Through months of entries – a variety of heartbreaking, humorous and hopeful – Triplett told his own story, as only he could. One of the entries shares his excitement about planning a trip to meet Squier in the Netherlands. Squier remembers the trip as a highlight of his year away.

''We went to Amsterdam, we went to The Hague,'' say Squier, laughing as he thinks of a photo from that trip, Triplett fending off a brazen seagull. ''It was Mike doing his very best Tippi Hedren impersonation. It's one of my more vivid memories of that trip. Mike was remarkably easy to travel with – extremely intelligent, always very curious. It was hard to get bored around him.''

Squier says it's also hard to feel much bitterness about having had only four years with Triplett.

''We both had dated fairly seriously, but for me, at any rate, it was the first time I was actually going to live with anyone,'' he shares. ''I could dwell on the fact that I didn't have that much time, but the time I had with him was wonderful. It's hard for me to get angry not to have more.''

For Todd Feldman, Carswell's partner, there is that sense of wanting to celebrate Triplett's legacy of engagement and philanthropy. He says that's going to be particularly hard on Super Bowl Sunday.

''Mike and I bonded early about our dislike of the Super Bowl,'' Feldman says of their years-long friendship. ''Every Super Bowl we went to a restaurant or a bar that did not have a TV. It became 'margarita night.' This Sunday is going to be very difficult, very tough for us. We're going to go and have a margarita for Mike. It's not going to be easy. It's not going to be the same.''

Rev. Omholt says the Saturday prior, Feb. 2, when he delivers Triplett's memorial service, will attempt to be a celebration, but grants that the circumstances are challenging.

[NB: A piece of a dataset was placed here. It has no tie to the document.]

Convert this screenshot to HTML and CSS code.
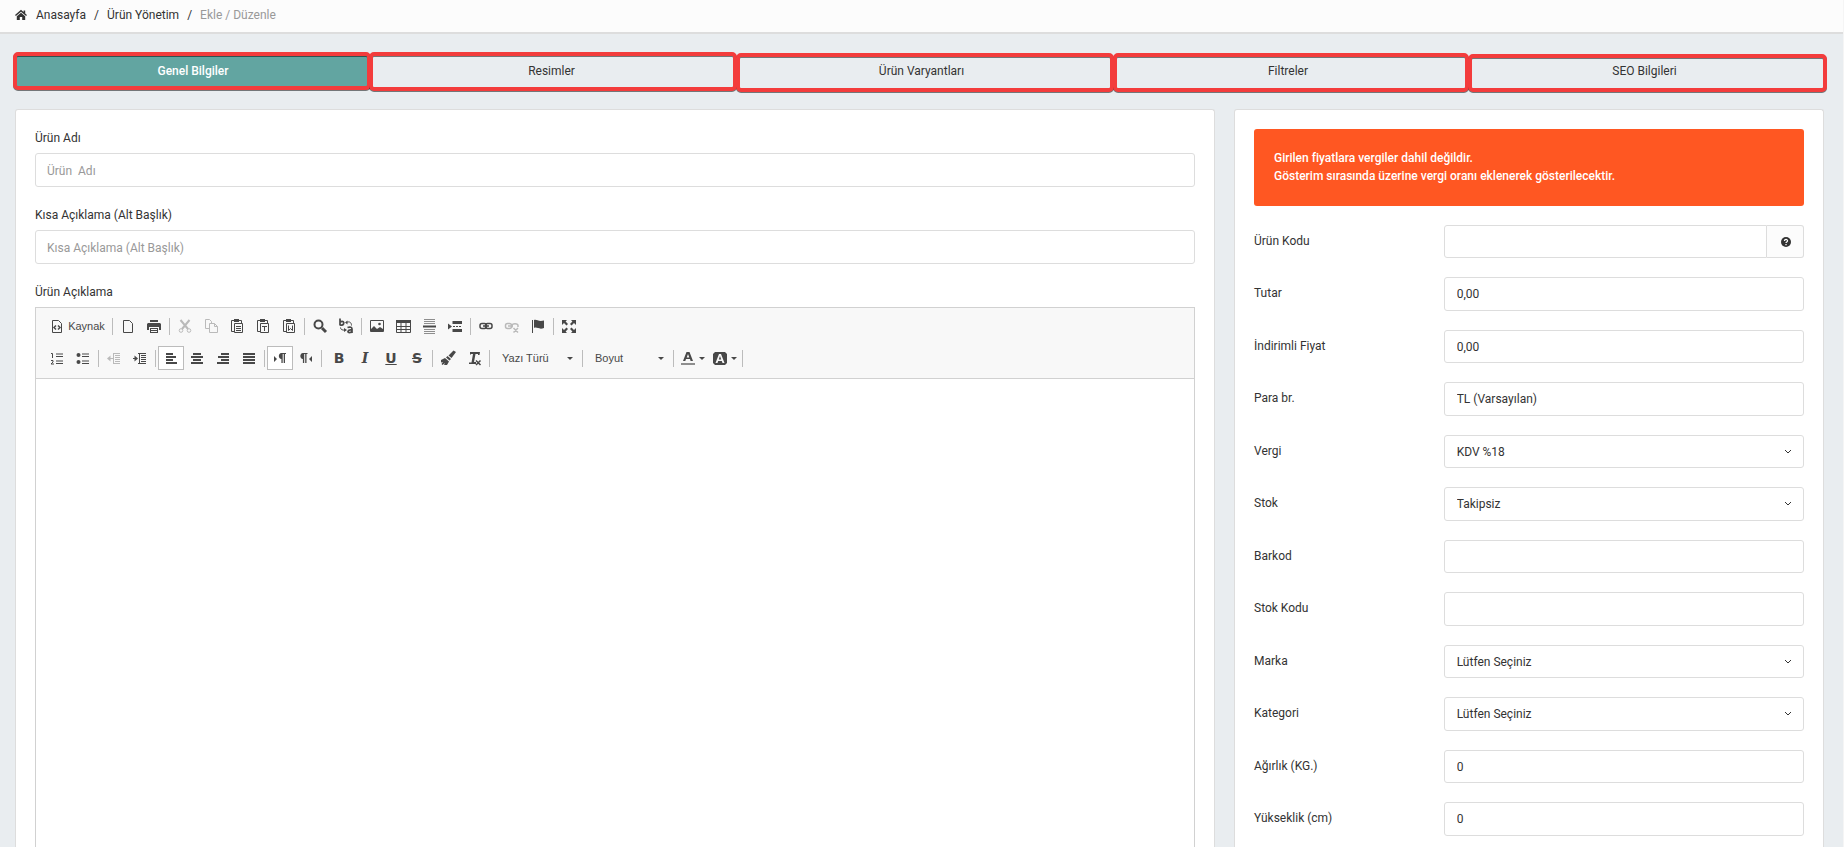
FILE: index.html
```html
<!DOCTYPE html>
<html lang="tr">
<head>
<meta charset="utf-8">
<title>Ürün Yönetim - Ekle / Düzenle</title>
<link rel="stylesheet" href="styles.css">
</head>
<body>
<div class="app">
  <header class="topbar">
    <nav class="breadcrumb" aria-label="Konum">
      <svg class="home" viewBox="0 0 12 12"><path d="M6 .8 0 6l.9 1L6 2.7 11.100 7l.9-1-1.800-1.600V1.500H8.600v1.400z"/><path d="M6 3.700 1.800 7.200V11h3V8h2.400v3h3V7.200z"/></svg>
      <a href="#">Anasayfa</a><span class="slash">/</span><a href="#">Ürün Yönetim</a><span class="slash">/</span><span class="current">Ekle / Düzenle</span>
    </nav>
  </header>

  <main class="content">
    <nav class="tabs" aria-label="Ürün sekmeleri">
      <button class="tab tab-active" type="button">Genel Bilgiler<span class="frame frame-general"></span></button>
      <button class="tab" type="button">Resimler<span class="frame frame-images"></span></button>
      <button class="tab" type="button">Ürün Varyantları<span class="frame frame-variants"></span></button>
      <button class="tab" type="button">Filtreler<span class="frame frame-filters"></span></button>
      <button class="tab" type="button">SEO Bilgileri<span class="frame frame-seo"></span></button>
    </nav>

    <div class="columns">
      <section class="card main-card">
        <div class="group">
          <label for="name">Ürün Adı</label>
          <input class="field" id="name" type="text" placeholder="Ürün&nbsp; Adı">
        </div>
        <div class="group">
          <label for="short">Kısa Açıklama (Alt Başlık)</label>
          <input class="field" id="short" type="text" placeholder="Kısa Açıklama (Alt Başlık)">
        </div>
        <label for="description">Ürün Açıklama</label>
        <div class="editor">
          <div class="toolbar">
            <div class="toolrow">
              <button class="tool wide" type="button"><svg viewBox="0 0 16 16"><path class="l" d="M3.500 2.500h6l3 3v9h-9z"/><path class="l" d="M7 7.500 5 9.500l2 2M9 7.500l2 2-2 2" stroke-width="1.500"/></svg>Kaynak</button>
              <i class="sep"></i>
              <button class="tool" type="button" aria-label="Yeni Sayfa"><svg viewBox="0 0 16 16"><path class="l" d="M3.500 2.500h6l3 3v9h-9z"/></svg></button>
              <button class="tool" type="button" aria-label="Yazdır"><svg viewBox="0 0 16 16"><path d="M4 2h8v2H4zM2 5h12l1 1v6h-2V9H3v3H1V6z"/><path fill-rule="evenodd" d="M4 10h8v5H4zm1 1v1h6v-1zm0 2v1h6v-1z"/></svg></button>
              <i class="sep"></i>
              <button class="tool off" type="button" aria-label="Kes" disabled><svg viewBox="0 0 16 16"><path class="l" stroke-width="2" d="M3.500 2 11 11M12.500 2 5 11"/><circle class="l" cx="4" cy="12.500" r="1.800"/><circle class="l" cx="12" cy="12.500" r="1.800"/></svg></button>
              <button class="tool off" type="button" aria-label="Kopyala" disabled><svg viewBox="0 0 16 16"><path class="l" d="M6 10.500H2.500v-9h4l2 2v2M6.500 5.500h5l3 3v6h-8zM11.500 5.500v3h3"/></svg></button>
              <button class="tool" type="button" aria-label="Yapıştır"><svg viewBox="0 0 16 16"><path class="l" d="M5 13.500H2.500v-11h10V5M5.500 5.500h8v9h-8z"/><path d="M5 1h5v3H5z"/><path class="l" d="M7 8.500h5M7 10.500h5M7 12.500h5"/></svg></button>
              <button class="tool" type="button" aria-label="Düz metin yapıştır"><svg viewBox="0 0 16 16"><path class="l" d="M5 13.500H2.500v-11h10V5M5.500 5.500h8v9h-8z"/><path d="M5 1h5v3H5z"/><path class="l" d="M7 8.500h5M9.500 8.500V13"/></svg></button>
              <button class="tool" type="button" aria-label="Word'den yapıştır"><svg viewBox="0 0 16 16"><path class="l" d="M5 13.500H2.500v-11h10V5M5.500 5.500h8v9h-8z"/><path d="M5 1h5v3H5z"/><path class="l" d="M7.500 7.500v5l2-2 2 2v-5"/></svg></button>
              <i class="sep"></i>
              <button class="tool" type="button" aria-label="Bul"><svg viewBox="0 0 16 16"><circle class="l" cx="6.500" cy="6.500" r="4" stroke-width="2"/><path class="l" stroke-width="3" d="m10 10 4 4"/></svg></button>
              <button class="tool" type="button" aria-label="Değiştir"><svg viewBox="0 0 16 16"><path class="l" stroke-width="1.700" d="M2 .5v7M2 4c3-1.500 4.500 0 3.500 2S3 7 2 7M9.500 9.500c3-1 4.500 0 4.500 1.500V15M14 12c-5-.5-5 3-2 2.500 1 0 2-1 2-2"/><path class="l" d="M8.500 4.500c3-1.500 5 0 5 3M2.500 9.500c0 2 2 3 4.500 2.500"/><path d="M9.500 2.500v4L7 4.500zM6 10v4L9 12z"/></svg></button>
              <i class="sep"></i>
              <button class="tool" type="button" aria-label="Resim"><svg viewBox="0 0 16 16"><path class="l" d="M1.500 2.500h13v11h-13z"/><path d="M2 13v-2l3-3 3 3 3-2 3 2v2z"/><circle cx="10.500" cy="6" r="1.300"/></svg></button>
              <button class="tool" type="button" aria-label="Tablo"><svg viewBox="0 0 16 16"><path d="M1 2h15v3H1z"/><path class="l" d="M1.500 2.500h14v12h-14zM1 8.500h15M1 11.500h15M6 5v9M11 5v9"/></svg></button>
              <button class="tool" type="button" aria-label="Yatay çizgi"><svg viewBox="0 0 16 16"><path class="l" opacity=".6" d="M3 1.500h11M3 3.500h11M3 5.500h11M3 11.500h11M3 13.500h11M3 15.500h11"/><path d="M2 7.500h13v2H2z"/></svg></button>
              <button class="tool" type="button" aria-label="Sayfa sonu"><svg viewBox="0 0 16 16"><path d="M1 5.500v6l4-3zM5.500 3H15v3H5.500zM5.500 11H15v3H5.500z"/><path class="l" stroke-dasharray="2 1" d="M6 8.500h9"/></svg></button>
              <i class="sep"></i>
              <button class="tool" type="button" aria-label="Bağlantı"><svg viewBox="0 0 16 16"><rect class="l" x="2" y="5.500" width="6.500" height="5" rx="2" stroke-width="1.500"/><rect class="l" x="7.500" y="5.500" width="6.500" height="5" rx="2" stroke-width="1.500"/><path class="l" stroke-width="1.500" d="M5 8h6"/></svg></button>
              <button class="tool off" type="button" aria-label="Bağlantıyı kaldır" disabled><svg viewBox="0 0 16 16"><rect class="l" x="1.500" y="5.500" width="6" height="5" rx="2" stroke-width="1.500"/><path class="l" stroke-width="1.500" d="M4 8h5M8 9.500V7.500c0-2.500 6-2.500 6 0V9M9.500 10l4.500 4.500m0-4.500-4.500 4.500"/></svg></button>
              <button class="tool" type="button" aria-label="Çapa"><svg viewBox="0 0 16 16"><path d="M2 2h1v13H2zM4 2c3-1 4 2 10 .5V10c-5 2-7-1.500-10 0z"/></svg></button>
              <i class="sep"></i>
              <button class="tool" type="button" aria-label="Tam ekran"><svg viewBox="0 0 16 16"><path d="M1 2h5L4.600 3.600 7 6 5.500 7.500 3 5 1 7zM15 2v5l-2-2-2.500 2.500L9 6l2.400-2.400L10 2zM1 15v-5l2 2 2.500-2.500L7 11l-2.400 2.400L6 15zM15 15h-5l1.400-1.600L9 11l1.500-1.500L13 12l2-2z"/></svg></button>
            </div>
            <div class="toolrow">
              <button class="tool" type="button" aria-label="Numaralı liste"><svg viewBox="0 0 16 16"><path class="l" d="M2 3.500h1.500V8M2 10.500h2V12L2 14h3"/><path class="l" d="M7 4h7M7 6.500h7M7 11h7M7 13.500h7"/></svg></button>
              <button class="tool" type="button" aria-label="Maddeli liste"><svg viewBox="0 0 16 16"><circle cx="3.500" cy="5" r="2"/><circle cx="3.500" cy="12" r="2"/><path class="l" d="M7 4h7M7 6.500h7M7 11h7M7 13.500h7"/></svg></button>
              <i class="sep"></i>
              <button class="tool off" type="button" aria-label="Girintiyi azalt" disabled><svg viewBox="0 0 16 16"><path d="M1 8.500 4.500 5.500v6z"/><path class="l" d="M4 8.500h4M7 3.500h7M9 5.500h5M9 7.500h5M9 9.500h5M9 11.500h5M7 13.500h7M7.500 3v11"/></svg></button>
              <button class="tool" type="button" aria-label="Girintiyi artır"><svg viewBox="0 0 16 16"><path d="M6 8.500 2.500 5.500v6z"/><path class="l" d="M1 8.500h4M6 3.500h8M9 5.500h5M9 7.500h5M9 9.500h5M9 11.500h5M6 13.500h8M7.500 3v11"/></svg></button>
              <i class="sep"></i>
              <button class="tool on" type="button" aria-label="Sola hizala"><svg viewBox="0 0 16 16"><path d="M3 3h7v2H3zM3 6h10v2H3zM3 9h7v2H3zM3 12h11v2H3z"/></svg></button>
              <button class="tool" type="button" aria-label="Ortala"><svg viewBox="0 0 16 16"><path d="M4 3h8v2H4zM2 6h12v2H2zM4 9h8v2H4zM2 12h12v2H2z"/></svg></button>
              <button class="tool" type="button" aria-label="Sağa hizala"><svg viewBox="0 0 16 16"><path d="M6 3h8v2H6zM3 6h11v2H3zM6 9h8v2H6zM2 12h12v2H2z"/></svg></button>
              <button class="tool" type="button" aria-label="İki yana yasla"><svg viewBox="0 0 16 16"><path d="M2 3h12v2H2zM2 6h12v2H2zM2 9h12v2H2zM2 12h12v2H2z"/></svg></button>
              <i class="sep"></i>
              <button class="tool on" type="button" aria-label="Soldan sağa"><svg viewBox="0 0 16 16"><path d="M2 6v6l3-3zM14 3v1h-1v9h-1.300V4h-1v9H9.400V9C6 9 6 3 9.400 3z"/></svg></button>
              <button class="tool" type="button" aria-label="Sağdan sola"><svg viewBox="0 0 16 16"><path d="M14 6v6l-3-3zM9.500 3v1h-1v9H7.200V4h-1v9H4.900V9C1.500 9 1.500 3 4.900 3z"/></svg></button>
              <i class="sep"></i>
              <div class="styles">
                <button class="tool glyph" type="button" aria-label="Kalın"><b>B</b></button>
                <button class="tool glyph serif" type="button" aria-label="İtalik"><b><em>I</em></b></button>
                <button class="tool glyph" type="button" aria-label="Altı çizili"><b><u>U</u></b></button>
                <button class="tool glyph" type="button" aria-label="Üstü çizili"><b><s>S</s></b></button>
              </div>
              <i class="sep"></i>
              <button class="tool" type="button" aria-label="Biçim kopyala"><svg viewBox="0 0 16 16"><path d="M13.500.5 16 2l-4.500 6L8.500 5.500zM7.500 6l3.500 3-1.500 1.500L6 7.500zM5 8l4 3.500L7 15H4l1-2-2.500 2-1-1L3 12l-2 .5V10z"/></svg></button>
              <button class="tool" type="button" aria-label="Biçimi temizle"><svg viewBox="0 0 16 16"><path d="M4 2h10l-.5 3H12V4H9.500L8 12h2v2H3v-1.500h2.500L7 4H5l-1 1z"/><path class="l" stroke-width="1.500" d="m10 10.500 4.500 4.500m0-4.500L10 15"/></svg></button>
              <i class="sep"></i>
              <button class="tool combo font" type="button">Yazı Türü<span class="arrow"></span></button>
              <i class="sep"></i>
              <button class="tool combo size" type="button">Boyut<span class="arrow"></span></button>
              <i class="sep"></i>
              <button class="tool color" type="button" aria-label="Yazı rengi"><svg viewBox="0 0 16 16"><path fill-rule="evenodd" d="M6.500 2h3L13 11h-2.400L10 9H6l-.7 2H3zM8 4 6.700 7.400h2.600z"/><path opacity=".6" d="M1 13h14v2H1z"/></svg><span class="arrow"></span></button>
              <button class="tool color" type="button" aria-label="Arka plan rengi"><svg viewBox="0 0 16 16"><path fill-rule="evenodd" d="M3 2h10l2 2v9l-2 2H3l-2-2V4zM7 4 3.500 13h2L6.200 11h3.600l.7 2h2L9 4zM8 6l1.200 3.500H6.800z"/></svg><span class="arrow"></span></button>
              <i class="sep"></i>
            </div>
          </div>
          <textarea class="editor-body" id="description"></textarea>
        </div>
      </section>

      <aside class="card side-card">
        <div class="alert">Girilen fiyatlara vergiler dahil değildir.<br>Gösterim sırasında üzerine vergi oranı eklenerek gösterilecektir.</div>
        <div class="row"><label for="code">Ürün Kodu</label><div class="addon-group"><input class="field" id="code" type="text"><button class="addon" type="button" aria-label="Yardım"><svg viewBox="0 0 10 10"><circle cx="5" cy="5" r="5"/><path class="q" d="M3.500 4c0-2.200 3.200-2 3 0C6.400 5 5 4.900 5 6M5 7v1.200"/></svg></button></div></div>
        <div class="row"><label for="price">Tutar</label><input class="field" id="price" type="text" value="0,00"></div>
        <div class="row"><label for="sale">İndirimli Fiyat</label><input class="field" id="sale" type="text" value="0,00"></div>
        <div class="row"><label for="currency">Para br.</label><input class="field" id="currency" type="text" value="TL (Varsayılan)"></div>
        <div class="row"><label for="tax">Vergi</label><div class="select"><select class="field" id="tax"><option>KDV %18</option></select><svg viewBox="0 0 8 6"><path d="m1 1 3 3 3-3"/></svg></div></div>
        <div class="row"><label for="stock">Stok</label><div class="select"><select class="field" id="stock"><option>Takipsiz</option></select><svg viewBox="0 0 8 6"><path d="m1 1 3 3 3-3"/></svg></div></div>
        <div class="row"><label for="barcode">Barkod</label><input class="field" id="barcode" type="text"></div>
        <div class="row"><label for="stockcode">Stok Kodu</label><input class="field" id="stockcode" type="text"></div>
        <div class="row"><label for="brand">Marka</label><div class="select"><select class="field" id="brand"><option>Lütfen Seçiniz</option></select><svg viewBox="0 0 8 6"><path d="m1 1 3 3 3-3"/></svg></div></div>
        <div class="row"><label for="category">Kategori</label><div class="select"><select class="field" id="category"><option>Lütfen Seçiniz</option></select><svg viewBox="0 0 8 6"><path d="m1 1 3 3 3-3"/></svg></div></div>
        <div class="row"><label for="weight">Ağırlık (KG.)</label><input class="field" id="weight" type="text" value="0"></div>
        <div class="row"><label for="height">Yükseklik (cm)</label><input class="field" id="height" type="text" value="0"></div>
      </aside>
    </div>
  </main>
</div>
</body>
</html>
```
FILE: styles.css
```css
* { box-sizing: border-box; }

body {
  margin: 0;
  background: #e9edf0;
  color: #333;
  font: 12px/18px Roboto, sans-serif;
}

button, input, select, textarea { font: inherit; color: inherit; margin: 0; }
a { color: inherit; text-decoration: none; }
svg { display: block; flex: none; }

.app {
  display: flex;
  flex-direction: column;
  height: 100vh;
  overflow: hidden;
  border-right: 1px solid #f5f5f5;
}

.topbar {
  background: #fcfcfc;
  border-bottom: 2px solid #ddd;
  padding: 6px 15px 8px;
}
.breadcrumb { display: flex; align-items: center; }
.home { width: 12px; height: 12px; margin-right: 9px; fill: #333; }
.slash { margin: 0 8px; }
.current { color: #999; }

.content {
  flex: 1;
  min-height: 0;
  display: flex;
  flex-direction: column;
  gap: 20px;
  padding: 20px 19px 0 15px;
}

.tabs {
  display: grid;
  grid-template-columns: 356fr 361fr 379fr 354fr 359fr;
}
.tab {
  position: relative;
  height: 35px;
  padding: 0 0 2px;
  border: 0;
  background: none;
}
.tab-active { background: #62a5a1; color: #fff; font-weight: 500; }

/* Highlight frames drawn over the tabs */
.frame {
  position: absolute;
  border: 4px solid #f33c3c;
  border-radius: 5px;
  filter: drop-shadow(0 1px 0 rgba(0, 0, 0, .5));
}
.frame-general { inset: -2px 0 -1px -2px; }
.frame-images { inset: -2px -5px -2px -2px; }
.frame-variants { inset: -1px -3px -3px 4px; }
.frame-filters { inset: -1px -4px -3px 2px; }
.frame-seo { inset: 0 -3px -3px 3px; }

.columns {
  flex: 1;
  min-height: 0;
  display: grid;
  grid-template-columns: 1200fr 590fr;
  gap: 19px;
}
.card {
  background: #fff;
  border: 1px solid #ddd;
  border-bottom: 0;
  border-radius: 3px 3px 0 0;
  padding: 19px 19px 0;
}
.main-card { display: flex; flex-direction: column; }
.main-card label { display: block; margin-bottom: 6px; }
.group { margin-bottom: 19px; }

.field {
  display: block;
  width: 100%;
  height: 34px;
  padding: 0 12px;
  border: 1px solid #ddd;
  border-radius: 3px;
  background: #fff;
  outline: 0;
}
.main-card .field { padding: 1px 11px 0; }
.field::placeholder { color: #999; opacity: 1; }

.editor {
  flex: 1;
  min-height: 0;
  display: flex;
  flex-direction: column;
  border: 1px solid #d1d1d1;
  border-bottom: 0;
}
.toolbar {
  display: flex;
  flex-direction: column;
  gap: 8px;
  padding: 6px 8px 8px;
  background: #f8f8f8;
  border-bottom: 1px solid #d1d1d1;
  color: #484848;
  font-family: "Liberation Sans", Arial, sans-serif;
  font-size: 11px;
}
.toolrow { display: flex; align-items: center; height: 24px; }
.tool {
  display: flex;
  align-items: center;
  justify-content: center;
  width: 26px;
  height: 24px;
  padding: 0;
  border: 1px solid transparent;
  background: none;
}
.tool svg { width: 16px; height: 16px; fill: #484848; }
.tool .l { fill: none; stroke: #484848; }
.tool.on { background: #fff; border-color: #bcbcbc; }
.tool.off { opacity: .35; }
.tool.wide { width: 66px; gap: 3px; }
.styles { display: flex; margin-left: 2px; }
.glyph { font: bold 14px "DejaVu Sans", sans-serif; }
.glyph.serif { font-family: "DejaVu Serif", serif; }
.sep { width: 1px; height: 17px; margin: 0 2px; background: #bcbcbc; }
.combo { justify-content: space-between; padding: 0 6px 0 9px; }
.combo.font { width: 88px; }
.combo.size { width: 86px; }
.color { width: 32px; gap: 3px; }
.arrow {
  border: 3px solid transparent;
  border-top-color: #484848;
  border-bottom: 0;
}
.editor-body {
  flex: 1;
  width: 100%;
  border: 0;
  padding: 20px;
  resize: none;
  outline: 0;
  background: #fff;
}

.alert {
  margin-bottom: 19px;
  padding: 20px 20px 21px;
  border-radius: 3px;
  background: #ff5722;
  color: #fff;
  font-weight: 500;
}
.row {
  display: grid;
  grid-template-columns: 190fr 361fr;
  margin-bottom: 19px;
}
.row label { padding-top: 7px; }
.row .field { height: 34px; }
.row:nth-child(even) .field, .row:nth-child(even) { height: 33px; }
.addon-group { display: flex; }
.addon-group .field { flex: 1; width: auto; border-radius: 3px 0 0 3px; }
.addon {
  display: flex;
  align-items: center;
  justify-content: center;
  width: 37px;
  padding: 0 4px 0 6px;
  border: 1px solid #ddd;
  border-left: 0;
  border-radius: 0 3px 3px 0;
  background: #fcfcfc;
}
.addon svg { width: 10px; height: 10px; fill: #333; }
.q { fill: none; stroke: #fff; stroke-width: 1.3; }
.select { position: relative; }
.select .field { appearance: none; }
.select svg {
  position: absolute;
  right: 12px;
  top: 14px;
  width: 8px;
  height: 6px;
  fill: none;
  stroke: #333;
  pointer-events: none;
}
```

''Something has to do with the fact that he was only 48,'' says Omholt. ''Last week, we had a funeral for a man who was 92, and we grieved. But there's something that happens when someone so young is taken from us. People liked Mike and respected him. He was just a helluva nice guy.''

A memorial service for Michael Triplett will be held Saturday, Feb. 2, at St. Paul's Lutheran Church, 4900 Connecticut Ave. NW. There will be visitation in the church baptistery 11 a.m. to noon, memorial service at noon, then a reception including opportunity for friends to share memories of Triplett. Suggested memorial donation recipients are St. Paul's Lutheran Church; NLGJA, 2120 L St. NW, Suite 850, Washington, D.C., 20037; and Hospice Family Care, 3304 Westmill Drive SW, Huntsville, Ala., 35805.